Required work:
Please copy every line of the records below that holds the word "this".

Record list:
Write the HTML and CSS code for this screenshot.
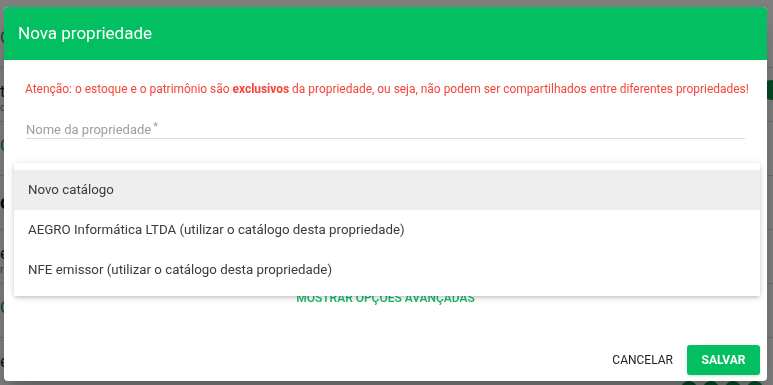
FILE: index.html
```html
<!DOCTYPE html>
<html lang="pt-BR">

<head>
    <meta charset="UTF-8">
    <meta name="viewport" content="width=device-width, initial-scale=1.0">
    <title>Nova propriedade</title>
    <link rel="stylesheet" href="styles.css">
</head>

<body>
    <div class="page">
        <div class="page-row"><span class="page-green">C</span></div>
        <div class="page-row"><span class="page-dark">t</span><span class="page-small">ci</span></div>
        <div class="page-row"><span class="page-green">C</span></div>
        <div class="page-row"><span class="page-bold">o</span></div>
        <div class="page-row"><span class="page-dark">e</span><span class="page-small">r</span></div>
        <div class="page-row"><span class="page-green">C</span></div>
        <div class="page-row"><span class="page-dark">e</span></div>
        <div class="page-dots">
            <span class="dot"></span><span class="dot"></span><span class="dot"></span><span class="dot"></span>
        </div>
        <span class="page-badge"></span>
    </div>

    <div class="overlay">
        <div class="dialog">
            <div class="dialog-head">
                <h2>Nova propriedade</h2>
            </div>
            <div class="dialog-body">
                <p class="warning">Atenção: o estoque e o patrimônio são <b>exclusivos</b> da propriedade, ou seja, não podem ser compartilhados entre diferentes propriedades!</p>
                <div class="field">
                    <label>Nome da propriedade<span class="req">*</span></label>
                </div>
                <div class="select-space"></div>
                <div class="advanced">Mostrar opções avançadas</div>
            </div>
            <div class="dialog-foot">
                <button class="btn btn-flat">Cancelar</button>
                <button class="btn btn-green">Salvar</button>
            </div>

            <ul class="menu">
                <li class="active">Novo catálogo</li>
                <li>AEGRO Informática LTDA (utilizar o catálogo desta propriedade)</li>
                <li>NFE emissor (utilizar o catálogo desta propriedade)</li>
            </ul>
        </div>
    </div>
</body>

</html>
```

FILE: styles.css
```css
* {
    box-sizing: border-box;
}

body {
    margin: 0;
    font-family: Roboto, "Noto Sans", sans-serif;
    background: #fff;
    overflow: hidden;
}

/* page behind the dialog */
.page {
    height: 385px;
    padding-top: 14px;
    position: relative;
}

.page-row {
    height: 54px;
    border-bottom: 1px solid #ddd;
    padding: 14px 0 0 0;
    font-size: 16px;
}

.page-green {
    color: #0a8f4a;
}

.page-dark {
    color: #222;
}

.page-bold {
    color: #111;
    font-weight: 700;
    font-size: 20px;
}

.page-small {
    display: block;
    color: #888;
    font-size: 11px;
}

.page-dots {
    position: absolute;
    right: 10px;
    bottom: -12px;
    display: flex;
    gap: 6px;
}

.dot {
    width: 16px;
    height: 16px;
    border-radius: 50%;
    background: #0a8f4a;
}

.page-badge {
    position: absolute;
    right: -8px;
    top: 80px;
    width: 20px;
    height: 20px;
    border-radius: 50%;
    background: #0a8f4a;
}

/* dialog */
.overlay {
    position: fixed;
    inset: 0;
    background: rgba(0, 0, 0, .5);
    display: flex;
    justify-content: center;
    align-items: center;
}

.dialog {
    position: relative;
    flex: none;
    width: 763px;
    height: 374px;
    margin-left: -2px;
    margin-top: 2px;
    background: #fff;
    border-radius: 4px;
    box-shadow: 0 11px 15px -7px rgba(0, 0, 0, .2), 0 24px 38px 3px rgba(0, 0, 0, .14);
    display: flex;
    flex-direction: column;
    overflow: hidden;
}

.dialog-head {
    height: 53px;
    background: #02bf61;
    display: flex;
    align-items: center;
    padding: 0 14px;
}

.dialog-head h2 {
    margin: 0;
    color: #fff;
    font-size: 17px;
    font-weight: 400;
}

.dialog-body {
    flex: 1;
    padding: 0 21px;
}

.warning {
    margin: 21px 0 0 0;
    color: #f5443a;
    font-size: 11.95px;
    line-height: 16px;
    white-space: nowrap;
}

.warning b {
    font-weight: 700;
}

.field {
    margin: 22px 1px 0 1px;
    height: 20px;
    border-bottom: 1px solid #dcdcdc;
}

.field label {
    color: #9e9e9e;
    font-size: 13px;
    line-height: 16px;
}

.req {
    margin-left: 2px;
    font-size: 11px;
    vertical-align: top;
}

.select-space {
    height: 152px;
}

.advanced {
    text-align: center;
    text-transform: uppercase;
    color: #11bb63;
    font-size: 12px;
    font-weight: 500;
}

.dialog-foot {
    display: flex;
    justify-content: flex-end;
    align-items: center;
    gap: 2px;
    padding: 0 7px 6px 0;
}

.btn {
    font-family: inherit;
    text-transform: uppercase;
    font-size: 12px;
    height: 30px;
    border: none;
    border-radius: 3px;
    padding: 0 12px;
    background: none;
}

.btn-flat {
    color: #222;
    font-weight: 400;
}

.btn-green {
    width: 73px;
    background: #02bf61;
    color: #fff;
    font-weight: 700;
    box-shadow: 0 1px 3px rgba(0, 0, 0, .15);
}

/* open select menu */
.menu {
    position: absolute;
    left: 10px;
    top: 156px;
    width: 746px;
    margin: 0;
    padding: 7px 0 6px 0;
    list-style: none;
    background: #fff;
    box-shadow: 0 2px 4px -1px rgba(0, 0, 0, .2), 0 1px 8px rgba(0, 0, 0, .12);
}

.menu li {
    height: 40px;
    line-height: 40px;
    padding: 0 14px;
    font-size: 13.3px;
    color: #3a3a3a;
}

.menu li.active {
    background: #eeeeee;
}
```
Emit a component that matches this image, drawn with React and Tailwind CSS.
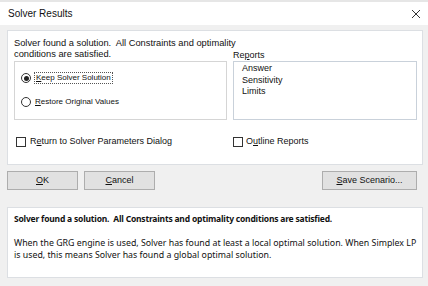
import React from 'react';

const font = { fontFamily: '"Noto Sans", "Liberation Sans", sans-serif' };

function Radio({ checked }) {
  return (
    <span className="w-[10px] h-[10px] rounded-full border border-[#333] bg-white flex items-center justify-center shrink-0">
      {checked && <span className="w-[5px] h-[5px] rounded-full bg-[#222]" />}
    </span>
  );
}

function Check() {
  return <span className="w-[10px] h-[10px] border border-[#333] bg-white shrink-0" />;
}

function Btn({ children, className = '' }) {
  return (
    <div className={`h-[19px] flex items-center justify-center bg-[#e1e1e1] border border-[#adadad] text-[9px] text-[#111] ${className}`}>
      {children}
    </div>
  );
}

export default function App() {
  return (
    <div className="w-[428px] h-[286px] bg-[#f0f0f0] flex flex-col overflow-hidden font-['Liberation_Sans',sans-serif]">
      <div className="h-[25px] bg-white border-t-[2px] border-[#e6e6e6] flex items-center justify-between pl-[8px] pr-[6px] shrink-0">
        <span className="text-[10px] text-[#111]">Solver Results</span>
        <svg width="10" height="10" viewBox="0 0 10 10" className="mr-[1px]">
          <path d="M1 1L9 9M9 1L1 9" stroke="#333" strokeWidth="1" />
        </svg>
      </div>

      <div className="pl-[7px] pr-[5px] flex flex-col">
        <div className="mt-[5px] h-[135px] bg-white border border-[#dcdfe3] pl-[6px] pr-[5px] pt-[7px] text-[9px] text-[#111]">
          <div className="flex gap-[6px] items-end">
            <div className="w-[213px] flex flex-col">
              <div className="flex flex-col items-start leading-[10.5px] text-[9.3px]">
                <span className="whitespace-nowrap">Solver found a solution.&nbsp; All Constraints and optimality</span>
                <span className="whitespace-nowrap">conditions are satisfied.</span>
              </div>
              <div className="mt-[2px] h-[59px] border border-[#d5d5d5] flex flex-col pl-[6px] pt-[10px] gap-[12px] text-[8px]">
                <div className="flex items-center gap-[3px]">
                  <Radio checked />
                  <span className="border border-dotted border-[#555] px-[1px] leading-[10px]"><u>K</u>eep Solver Solution</span>
                </div>
                <div className="flex items-center gap-[4px]">
                  <Radio />
                  <span><u>R</u>estore Original Values</span>
                </div>
              </div>
            </div>
            <div className="flex-1 flex flex-col">
              <div className="leading-[12px]">Re<u>p</u>orts</div>
              <div className="h-[59px] border border-[#c9d1da] pl-[8px] pt-[1px] leading-[11.5px]">
                <div>Answer</div>
                <div>Sensitivity</div>
                <div>Limits</div>
              </div>
            </div>
          </div>
          <div className="flex mt-[15px]">
            <div className="w-[219px] flex items-center gap-[4px] pl-[2px]">
              <Check />
              <span>R<u>e</u>turn to Solver Parameters Dialog</span>
            </div>
            <div className="flex items-center gap-[3px]">
              <Check />
              <span>O<u>u</u>tline Reports</span>
            </div>
          </div>
        </div>

        <div className="mt-[6px] flex items-center">
          <Btn className="w-[71px] border-[#222]"><u>O</u>K</Btn>
          <Btn className="w-[71px] ml-[6px]"><u>C</u>ancel</Btn>
          <Btn className="w-[95px] ml-auto mr-[6px]"><u>S</u>ave Scenario...</Btn>
        </div>

        <div className="mt-[17px] h-[71px] bg-white border border-[#dcdfe3] pl-[6px] pt-[5px] text-[8.8px] text-[#111]" style={font}>
          <div className="font-bold text-[8.5px] tracking-[-0.2px]">Solver found a solution.&nbsp; All Constraints and optimality conditions are satisfied.</div>
          <div className="mt-[11px] leading-[12px]">
            When the GRG engine is used, Solver has found at least a local optimal solution. When Simplex LP is used, this means Solver has found a global optimal solution.
          </div>
        </div>
      </div>
    </div>
  );
}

Exercise answer:
Write the HTML and CSS code for this screenshot.
Emit a component that matches this image, drawn with React and Tailwind CSS.
            When the GRG engine is used, Solver has found at least a local optimal solution. When Simplex LP is used, this means Solver has found a global optimal solution.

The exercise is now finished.